A lógica do cisne negro

02 Dec 2025

A minha história com esse livro

Esse ano eu reli o livro A Lógica do Cisne Negro. Eu acho que o meu primeiro contato com esse livro foi uma indicação do Érico Rocha do marketing digital em 2018. Eu comprei o livro meio sem saber sobre qual era o tema e então acabei entrando nesse universo de conhecimento.

E justamente nessa época eu tinha acabado de começar a minha pós graduação em gestão estratégica de empresas. Nesse tipo de formação a gente aprende a fazer a matriz SWOT que é a matriz de análises de forças, fraquezas, oportunidades e ameaças. A gente também aprende a fazer planejamento estratégico de curto, médio e longo prazo.

Eu encontrei esse livro logo no começo da minha formação e muitas coisas mudaram na maneira como eu enxergo o mundo, a ponto de tudo aquilo que eu estava aprendendo se tornar inútil. Esse livro iria me mostrar que todas essas ferramentas da pós graduação são na verdade uma perda de tempo.

Qual é o assunto desse livro

Eu confesso que comprei esse livro porque o autor é conhecido no meio do mundo das finanças e investimentos. Mas logo descobri que na verdade esse é um livro sobre o nosso conhecimento, ou sobre os limites do nosso conhecimento.

Logo no começo do livro a gente é apresentado à palavra “episteme”.

Episteme é uma palavra grega que significa conhecimento. Aquilo que sabemos sobre determinado assunto. O ponto principal do livro é que o que nós sabemos é extremamente limitado e mesmo assim a nossa espécie gosta de acreditar que sabemos muito.

O conhecimento epistêmico é aquele que é adquirido por meio da experiência ou por meio do empirismo. A nossa história de vida nos ensina que determinadas coisas acontecem de determinada maneira. Se tudo sempre aconteceu de uma maneira, provavelmente existe uma razão para isso.

O peru

O livro traz um peru como exemplo de conhecimento epistêmico. Esse peru é alimentado pelo açougueiro todos os dias durante um ano. A vida do animal é perfeita, refeições fartas e regulares. Não há o que reclamar. Na visão do peru tudo está bem. Até que chega o natal e o animal é abatido.

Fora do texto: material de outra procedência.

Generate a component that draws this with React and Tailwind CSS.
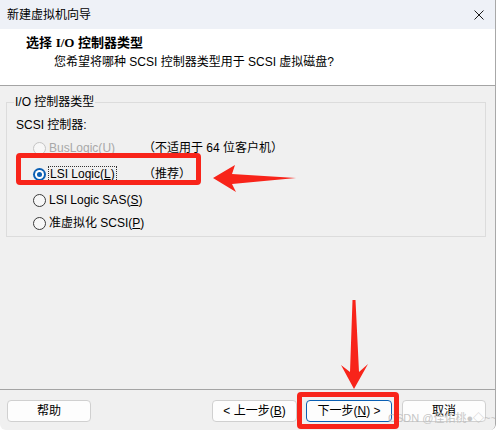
const font = { fontFamily: '"Liberation Sans", "Noto Sans CJK SC", sans-serif' };

function Radio({ checked, disabled }) {
  if (checked) {
    return (
      <span className="flex h-[13px] w-[13px] shrink-0 items-center justify-center rounded-full bg-[#0a5fb4]">
        <span className="flex h-[9px] w-[9px] items-center justify-center rounded-full bg-white">
          <span className="h-[5px] w-[5px] rounded-full bg-[#0a5fb4]" />
        </span>
      </span>
    );
  }
  return (
    <span
      className={`h-[13px] w-[13px] shrink-0 rounded-full border bg-[#f7f7f7] ${
        disabled ? 'border-[#c4c4c4]' : 'border-[#3a3a3a]'
      }`}
    />
  );
}

function Button({ children, primary }) {
  return (
    <div
      className={`flex h-[22px] items-center justify-center rounded-[4px] border bg-[#fdfdfd] text-[12px] text-black ${
        primary ? 'border-[#0a5fb4]' : 'border-[#d0d0d0]'
      }`}
    >
      {children}
    </div>
  );
}

export default function App() {
  return (
    <div className="min-h-screen bg-white" style={font}>
      <div className="relative flex h-[430px] w-[496px] flex-col overflow-hidden rounded-b-[6px] border-r border-[#a8a8a8]">
        {/* title bar */}
        <div className="flex h-[29px] shrink-0 items-center justify-between bg-[#eef1f7] pl-[7px] pr-[11px]">
          <span className="text-[12px] text-black">新建虚拟机向导</span>
          <svg width="10" height="10" viewBox="0 0 10 10">
            <path d="M0.5 0.5 L9.5 9.5 M9.5 0.5 L0.5 9.5" stroke="#1a1a1a" strokeWidth="1" />
          </svg>
        </div>

        {/* header */}
        <div className="h-[57px] shrink-0 border-b border-[#a4a4a4] bg-white pl-[26px] pt-[5px]">
          <div className="text-[13px] font-bold leading-[17px] text-black">
            选择 <span style={{ fontFamily: '"Liberation Serif", serif' }}>I/O</span> 控制器类型
          </div>
          <div className="mt-[3px] pl-[28px] text-[12px] leading-[16px] text-black">
            您希望将哪种 SCSI 控制器类型用于 SCSI 虚拟磁盘?
          </div>
        </div>

        {/* body */}
        <div className="flex-1 bg-[#f0f0f0] pt-[8px]">
          <fieldset className="ml-[6px] w-[480px] border border-[#dcdcdc] pb-[5px] pl-[9px]">
            <legend className="ml-[-2px] px-[1px] text-[12px] leading-[16px] text-black">I/O 控制器类型</legend>
            <div className="mt-[7px] text-[12px] leading-[16px] text-black">SCSI 控制器:</div>

            <div className="mt-[7px] flex h-[16px] items-center pl-[17px] text-[12px]">
              <Radio disabled />
              <span className="ml-[3px] w-[94px] text-[#a8a8a8]">
                BusLogic(<span className="underline">U</span>)
              </span>
              <span className="text-black">（不适用于 64 位客户机）</span>
            </div>

            <div className="mt-[10px] flex h-[16px] items-center pl-[17px] text-[12px]">
              <Radio checked />
              <span className="ml-[2px] w-[95px]">
                <span className="border border-dotted border-[#333] px-[1px] text-black">
                  LSI Logic(<span className="underline">L</span>)
                </span>
              </span>
              <span className="text-black">（推荐）</span>
            </div>

            <div className="mt-[10px] flex h-[16px] items-center pl-[17px] text-[12px]">
              <Radio />
              <span className="ml-[3px] text-black">
                LSI Logic SAS(<span className="underline">S</span>)
              </span>
            </div>

            <div className="mt-[7px] flex h-[16px] items-center pl-[17px] text-[12px]">
              <Radio />
              <span className="ml-[3px] text-black">
                准虚拟化 SCSI(<span className="underline">P</span>)
              </span>
            </div>
          </fieldset>
        </div>

        {/* footer */}
        <div className="flex h-[41px] shrink-0 border-t border-[#a4a4a4] bg-[#f0f0f0] pl-[7px] pt-[10px]">
          <div className="w-[84px]">
            <Button>帮助</Button>
          </div>
          <div className="ml-[121px] w-[85px]">
            <Button>
              &lt; 上一步(<span className="underline">B</span>)
            </Button>
          </div>
          <div className="ml-[9px] w-[86px]">
            <Button primary>
              下一步(<span className="underline">N</span>) &gt;
            </Button>
          </div>
          <div className="ml-[10px] w-[84px]">
            <Button>取消</Button>
          </div>
        </div>

        {/* watermark */}
        <div className="pointer-events-none absolute left-[388px] top-[410px] whitespace-nowrap text-[11px] text-[#b8b8b8] opacity-80">
          CSDN @佳佑桃●◇~~
        </div>

        {/* annotations */}
        <div className="pointer-events-none absolute left-[16px] top-[153px] h-[32px] w-[185px] rounded-[4px] border-[5px] border-[#f8241a]" />
        <div className="pointer-events-none absolute left-[297px] top-[392px] h-[37px] w-[102px] rounded-[4px] border-[5px] border-[#f8241a]" />
        <svg className="pointer-events-none absolute left-0 top-0" width="496" height="430">
          <polygon points="213,178 235,165 232,174 296,178 232,184 236,192" fill="#f8241a" />
          <polygon points="352.5,300 355.5,300 359,372 368,364 354,389 341,365 350,372" fill="#f8241a" />
        </svg>
      </div>
    </div>
  );
}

O peru tinha uma experiência de vida que mostrava para ele que está tudo bem. O seu conhecimento epistêmico com provas concretas no mundo real dizia que não há com o que preocupar. Mesmo assim o desastre chegou sem nenhum tipo de aviso.

Em retrospecto…

É difícil olhar para o passado e não julgar decisões. Seria como se estivéssemos perguntando: “como que esse peru não percebeu as intenções do açougueiro? É óbvio que não existe almoço grátis”

A gente tem uma estranha tendência de querer explicar as coisas, principalmente em retrospecto. Tudo faz sentido quando olhamos para o passado. E tudo parece ter um motivo ou uma explicação óbvia.

No livro tem um exemplo bom sobre o problema de tentar buscar explicação para as coisas. O exemplo é um gelo. Olhando para um gelo, a gente consegue de certa maneira imaginar qual será o tamanho da poça de água que irá se formar quando o gelo derreter. Agora o contrário é praticamente impossível. Não dá para imaginar o formato de um gelo a partir de uma poça de água. Na verdade, nem dá para saber se essa água apareceu ali a partir do derretimento de um gelo.

A limitação do nosso conhecimento faz a gente acreditar que podemos explicar a realidade em que vivemos. Faz parecer que sabemos o que vai acontecer ou o que pode dar errado. Como se soubéssemos quantificar o risco. Mas só é possível quantificar risco se você sabe o que medir. Como o peru poderia medir os riscos de ser abatido? Como ele saberia do risco de vida que estava correndo?

Exemplos na análise de riscos

Nós vivemos em um mundo em que as pessoas gostam de fazer “gerenciamento de riscos”. Olhamos para a história e aprendemos com os erros e acertos.

Os pilotos de avião passam por treinamentos rigorosos todos os anos para aprender a passar por situações de emergência. Ajustamos as nossas configurações de segurança com base no que já aconteceu.

O problema desse tipo de conduta é que toda vez que acontece uma emergência nova, é uma emergência que não foi treinada. Recentemente tivemos exemplos com acidentes do Boeing 737 MAX. Havia um problema construtivo e como ninguém foi treinado para lidar com esse problema, acidentes aconteceram. Os treinamentos anuais de segurança que os pilotos passaram acabaram se provando inúteis para lidar com as novas situações.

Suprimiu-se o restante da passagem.